The exhibition Invisible Power - Striving for Femininity and Identity curated by Sara Nabil aims to unveil the strength, identity, and resilience of marginalized groups who have been historically discriminated in Afghanistan. Above all, it celebrates the power of femininity by showcasing different perspectives and narratives on the challenges Afghan women have encountered throughout the country’s history. Sara Nabil intends to encourage introspection and dialogue, shedding light on the struggles and sheer willpower of these women in the face of historical adversity and ongoing conflict. 


Fri., 08.12.2023, 6pm: Exhibition Opening at ACUD Galerie

Sun., 10.12.2023, 2pm: Artist Talk with Rada Akbar, Leila Mousavi, Mohsin Taasha (digitally),
moderated by Sara Nabil (ENG)

Sat., 16.12.2023: Curatorial Tour with Sara Nabil, 3pm ENG, 4.30pm DARI  

Sun., 14.01.2024: Curatorial Tour with Sara Nabil, 3pm ENG, 4.30pm DARI  
Opening Hours 

Thurs. – Sun., 3:00 – 7:00pm 
Closing time: 23.12.2023 – 03.01.2024  

In the digital exhibition flyer you can find further information about the curatorial concept, the art works and the artists:  


Rada Akbar © Rada Akbar Rada Akbar is a conceptual artist. In her work, she denounces the oppression borne by the women in her country, upholds their rights, and draws attention to their role in society and history. In Afghanistan and in her recent exile in Paris, Rada Akbar has used art to denounce this reality and to testify to the presence of women who have contributed to the history of their country. With photography, performance, and the plastic or textile art, frequently recovering traditional techniques, Akbar gives expression to the pain of Afghan women as she presents their strength and courage in different forms which make them visible to the rest of the world. Recently, she has been working to recover the tradition of the Persian miniature combined with the art of rug making as a way of portraying the history of Afghan women.  
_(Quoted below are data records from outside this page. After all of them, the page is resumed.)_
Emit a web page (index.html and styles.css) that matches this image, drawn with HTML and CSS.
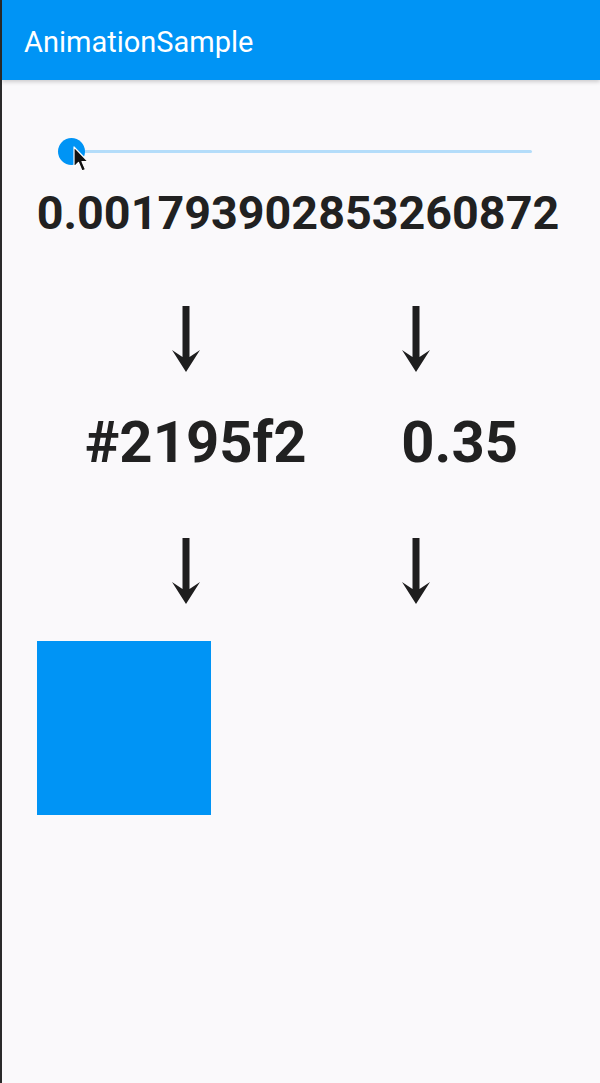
FILE: index.html
```html
<!DOCTYPE html>
<html lang="en">

<head>
    <meta charset="UTF-8">
    <meta name="viewport" content="width=device-width, initial-scale=1.0">
    <title>AnimationSample</title>
    <link rel="stylesheet" href="styles.css">
</head>

<body>
    <div class="app">
        <header class="app_bar">
            <h1>AnimationSample</h1>
        </header>
        <main class="content">
            <div class="slider">
                <div class="slider_track">
                    <div class="slider_thumb"></div>
                </div>
                <svg class="cursor" width="18" height="28" viewBox="0 0 18 28">
                    <path d="M1 1 L1 21 L5.5 16.5 L9 25 L12.5 23.5 L9 15.5 L15 15.5 Z" fill="#111" stroke="#fff" stroke-width="1.2"
                        stroke-linejoin="round" />
                </svg>
            </div>
            <p class="value">0.001793902853260872</p>
            <div class="row arrows first">
                <span class="cell"><svg class="arrow" width="28" height="66" viewBox="0 0 28 66">
                    <polygon points="10.5,0 17.5,0 17.5,51 28,44 14,66 0,44 10.5,51" />
                </svg></span>
                <span class="cell"><svg class="arrow" width="28" height="66" viewBox="0 0 28 66">
                    <polygon points="10.5,0 17.5,0 17.5,51 28,44 14,66 0,44 10.5,51" />
                </svg></span>
            </div>
            <div class="results">
                <span>#2195f2</span>
                <span>0.35</span>
            </div>
            <div class="row arrows second">
                <span class="cell"><svg class="arrow" width="28" height="66" viewBox="0 0 28 66">
                    <polygon points="10.5,0 17.5,0 17.5,51 28,44 14,66 0,44 10.5,51" />
                </svg></span>
                <span class="cell"><svg class="arrow" width="28" height="66" viewBox="0 0 28 66">
                    <polygon points="10.5,0 17.5,0 17.5,51 28,44 14,66 0,44 10.5,51" />
                </svg></span>
            </div>
            <div class="box_holder">
                <div class="box" style="opacity: 1;"></div>
            </div>
        </main>
    </div>
</body>

</html>
```

FILE: styles.css
```css
* {
    font-family: Roboto, "Noto Sans", sans-serif;
    box-sizing: border-box;
}

body {
    margin: 0;
    background: #FAF9FB;
}

.app {
    min-height: 1083px;
    border-left: 2px solid #2a2a2a;
    background: #FAF9FB;
}

.app_bar {
    height: 80px;
    background: #0094F5;
    display: flex;
    align-items: center;
    padding: 3px 0 0 22px;
    box-shadow: 0 2px 4px rgba(0, 0, 0, 0.18);
}

.app_bar h1 {
    margin: 0;
    color: #fff;
    font-size: 29px;
    font-weight: 400;
}

.content {
    display: flex;
    flex-flow: column;
}

.slider {
    position: relative;
    margin: 57px 0 0 56px;
    width: 474px;
    height: 28px;
    display: flex;
    align-items: center;
}

.slider_track {
    position: relative;
    width: 100%;
    height: 3px;
    background: #B4DDFA;
    border-radius: 2px;
}

.slider_thumb {
    position: absolute;
    left: 0;
    top: -12px;
    width: 27px;
    height: 27px;
    border-radius: 50%;
    background: #0094F5;
}

.cursor {
    position: absolute;
    left: 15px;
    top: 9px;
}

.value {
    margin: 21px 0 0;
    padding-right: 6px;
    text-align: center;
    font-size: 46.7px;
    font-weight: 700;
    color: #212121;
    line-height: 54px;
}

.row {
    display: flex;
    justify-content: space-evenly;
    align-items: center;
}

.cell {
    width: 92px;
    display: flex;
    justify-content: center;
}

.arrow {
    fill: #1e1e1e;
    display: block;
}

.arrows.first {
    margin-top: 66px;
}

.results {
    display: flex;
    justify-content: space-between;
    padding: 0 82px 0 83px;
    margin-top: 40px;
    font-size: 58px;
    font-weight: 700;
    color: #212121;
    line-height: 60px;
}

.arrows.second {
    margin-top: 66px;
}

.box_holder {
    padding: 37px 0 0 35px;
}

.box {
    width: 174px;
    height: 174px;
    background: #0094F5;
}
```
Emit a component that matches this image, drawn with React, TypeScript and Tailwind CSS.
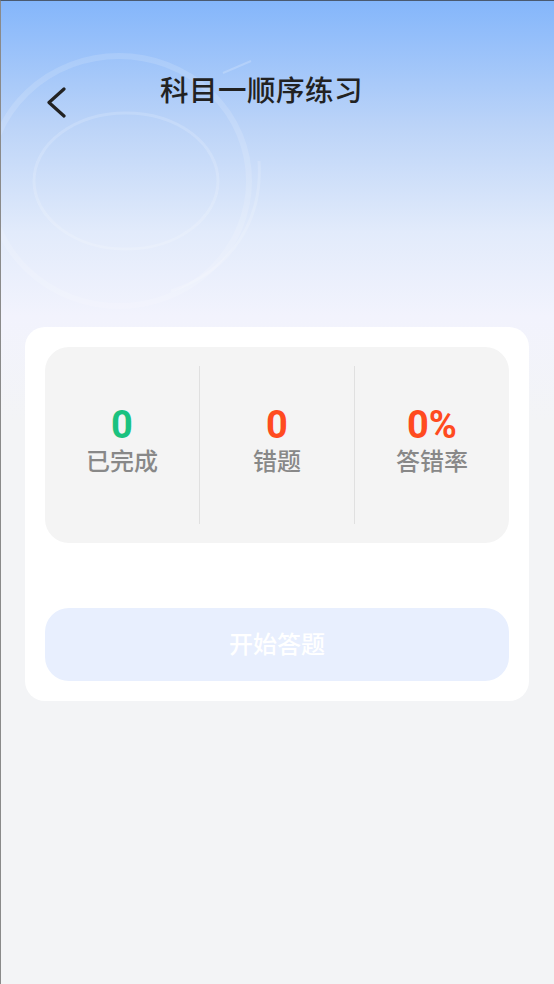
const stats = [
  { value: '0', label: '已完成', color: 'text-[#1bc27f]' },
  { value: '0', label: '错题', color: 'text-[#ff4b1f]' },
  { value: '0%', label: '答错率', color: 'text-[#ff4b1f]' },
];

export default function App() {
  return (
    <div
      className="relative min-h-[984px] w-full overflow-hidden border-l border-t border-l-[#8a8a8a] border-t-[#4a5a70] bg-[#f3f4f6]"
      style={{ fontFamily: 'Roboto, "Noto Sans CJK SC", sans-serif' }}
    >
      {/* header background */}
      <div className="absolute inset-x-0 top-0 h-[420px] bg-[linear-gradient(to_bottom,#84b6fb_0%,#bcd4f8_30%,#e2ebfb_55%,#f2f3fd_75%,#f3f4f6_100%)]" />
      <svg className="absolute left-0 top-0" width="300" height="320" viewBox="0 0 300 320" fill="none">
        <ellipse cx="118" cy="180" rx="130" ry="125" stroke="white" strokeOpacity="0.14" strokeWidth="6" />
        <ellipse cx="125" cy="180" rx="92" ry="68" stroke="white" strokeOpacity="0.16" strokeWidth="3" />
        <path d="M258 160 C 262 220 230 270 170 290" stroke="white" strokeOpacity="0.16" strokeWidth="3" />
        <path d="M222 72 L 250 60" stroke="white" strokeOpacity="0.2" strokeWidth="2" />
      </svg>

      <div className="relative">
        <div className="relative flex h-[182px] items-start justify-center pr-[32px] pt-[72px]">
          <button className="absolute left-[44px] top-[86px] text-[#222]">
            <svg width="24" height="32" viewBox="0 0 24 32" fill="none">
              <path d="M19 2 L4 15.5 L19 29" stroke="currentColor" strokeWidth="3.2" strokeLinecap="round" strokeLinejoin="round" />
            </svg>
          </button>
          <h1 className="text-[28.5px] font-medium leading-[38px] tracking-[0.5px] text-[#222]">科目一顺序练习</h1>
        </div>

        <div className="ml-[24px] mr-[25px] mt-[144px] rounded-[20px] bg-white p-[20px]">
          <div className="flex h-[196px] items-center rounded-[24px] bg-[#f4f4f4] py-[19px]">
            {stats.map((s, i) => (
              <div
                key={s.label}
                className={`flex h-full flex-1 flex-col items-center justify-center pb-[8px] ${i > 0 ? 'border-l border-[#e0e0e0]' : ''}`}
              >
                <div className={`text-[38px] font-bold leading-[42px] ${s.color}`}>{s.value}</div>
                <div className="text-[24px] font-medium leading-[32px] text-[#888]">{s.label}</div>
              </div>
            ))}
          </div>

          <button className="mt-[65px] flex h-[73px] w-full items-center justify-center rounded-[24px] bg-[#e8effe] text-[24px] font-medium text-white">
            开始答题
          </button>
        </div>
      </div>
    </div>
  );
}
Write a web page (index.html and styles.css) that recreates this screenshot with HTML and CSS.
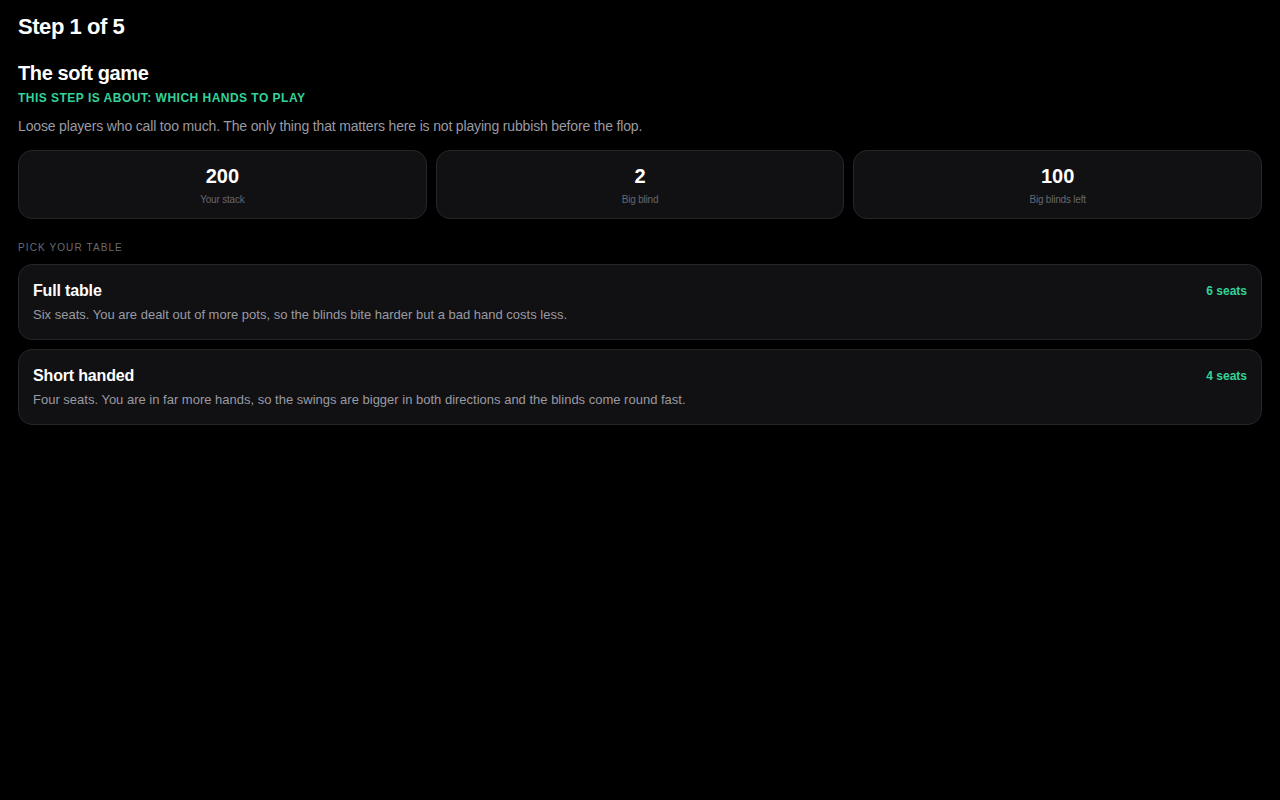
FILE: index.html
```html
<!DOCTYPE html>
<html lang="en">
<head>
<meta charset="utf-8">
<title>Step 1 of 5</title>
<link rel="stylesheet" href="styles.css">
</head>
<body>
<main class="page">
  <h1 class="step">Step 1 of 5</h1>
  <section class="intro">
    <h2 class="game-title">The soft game</h2>
    <p class="focus">This step is about: which hands to play</p>
    <p class="desc">Loose players who call too much. The only thing that matters here is not playing rubbish before the flop.</p>
  </section>
  <div class="stats">
    <div class="stat"><div class="stat-value">200</div><div class="stat-label">Your stack</div></div>
    <div class="stat"><div class="stat-value">2</div><div class="stat-label">Big blind</div></div>
    <div class="stat"><div class="stat-value">100</div><div class="stat-label">Big blinds left</div></div>
  </div>
  <div class="section-label">Pick your table</div>
  <div class="tables">
    <div class="table-card">
      <div class="table-head"><span class="table-name">Full table</span><span class="seats">6 seats</span></div>
      <p class="table-desc">Six seats. You are dealt out of more pots, so the blinds bite harder but a bad hand costs less.</p>
    </div>
    <div class="table-card">
      <div class="table-head"><span class="table-name">Short handed</span><span class="seats">4 seats</span></div>
      <p class="table-desc">Four seats. You are in far more hands, so the swings are bigger in both directions and the blinds come round fast.</p>
    </div>
  </div>
</main>
</body>
</html>
```

FILE: styles.css
```css
* { box-sizing: border-box; }
html, body { margin: 0; padding: 0; background: #000; }
body {
  font-family: "Liberation Sans", Arial, sans-serif;
  color: #fff;
}
.page {
  padding: 14px 18px 18px;
  display: flex;
  flex-direction: column;
}
.step {
  margin: 0;
  font-size: 22px;
  font-weight: 700;
  letter-spacing: -0.02em;
  line-height: 26px;
}
.intro { margin-top: 21px; }
.game-title {
  margin: 0;
  font-size: 20px;
  font-weight: 700;
  letter-spacing: -0.02em;
  line-height: 24px;
}
.focus {
  margin: 5px 0 0;
  font-size: 12px;
  font-weight: 700;
  text-transform: uppercase;
  letter-spacing: 0.04em;
  color: #34d399;
  line-height: 16px;
}
.desc {
  margin: 10px 0 0;
  font-size: 14px;
  color: #9a9aa2;
  line-height: 20px;
  letter-spacing: -0.16px;
}
.stats {
  margin-top: 14px;
  display: grid;
  grid-template-columns: repeat(3, 1fr);
  gap: 9px;
}
.stat {
  background: #111113;
  border: 1px solid #26262a;
  border-radius: 14px;
  height: 69px;
  display: flex;
  flex-direction: column;
  align-items: center;
  padding-top: 13px;
}
.stat-value {
  font-size: 20px;
  font-weight: 700;
  line-height: 24px;
}
.stat-label {
  margin-top: 6px;
  font-size: 10px;
  color: #66666e;
  line-height: 12px;
  letter-spacing: -0.02em;
}
.section-label {
  margin-top: 23px;
  font-size: 10px;
  letter-spacing: 0.11em;
  text-transform: uppercase;
  color: #6a6a72;
  line-height: 12px;
}
.tables {
  margin-top: 10px;
  display: flex;
  flex-direction: column;
  gap: 9px;
}
.table-card {
  background: #111113;
  border: 1px solid #26262a;
  border-radius: 14px;
  padding: 16px 14px 14px;
  height: 76px;
}
.table-head {
  display: flex;
  justify-content: space-between;
  align-items: center;
}
.table-name {
  font-size: 16px;
  font-weight: 700;
  line-height: 20px;
  letter-spacing: -0.01em;
}
.seats {
  font-size: 12px;
  font-weight: 700;
  color: #34d399;
}
.table-desc {
  margin: 5px 0 0;
  font-size: 13px;
  color: #9a9aa2;
  line-height: 18px;
}
```
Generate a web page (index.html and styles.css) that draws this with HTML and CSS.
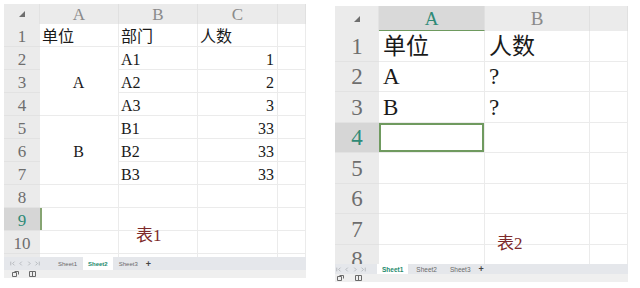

Leila Mousavi © Leila Mousavi Leila Mousavi is an Afghan artist based in Hamburg. She uses 3D simulation, video, sound, sculpture, and digital fabrication to recreate myth and history. Through archival practices and storytelling, her work interweaves intricate counternarratives that challenge the enduring influence of colonialism and patriarchy.

Mohsin Taasha © Mohsin Taasha Mohsin Taasha is a visual artist from Afghanistan, based in Nice, France. His fundamental study and practice of the arts began during his high school years in 2008. He obtained a BFA Degree from BNU-Beacon House National University of Lahore, Pakistan, in 2017. Although most of Taasha’s artworks are paintings or drawings, he includes other mediums such as video art and installations as part of his artistic experimentation and creation. Mohsin identifies himself as a Hazara, an ethnic group in Afghanistan, which has faced persecution throughout the history of the country. Their ethnic identity faced them with severe challenges and caused catastrophic consequences such as systematic genocides. As Mohsin says: “The Hazara ethnic is one of the most persecuted group of people on earth.”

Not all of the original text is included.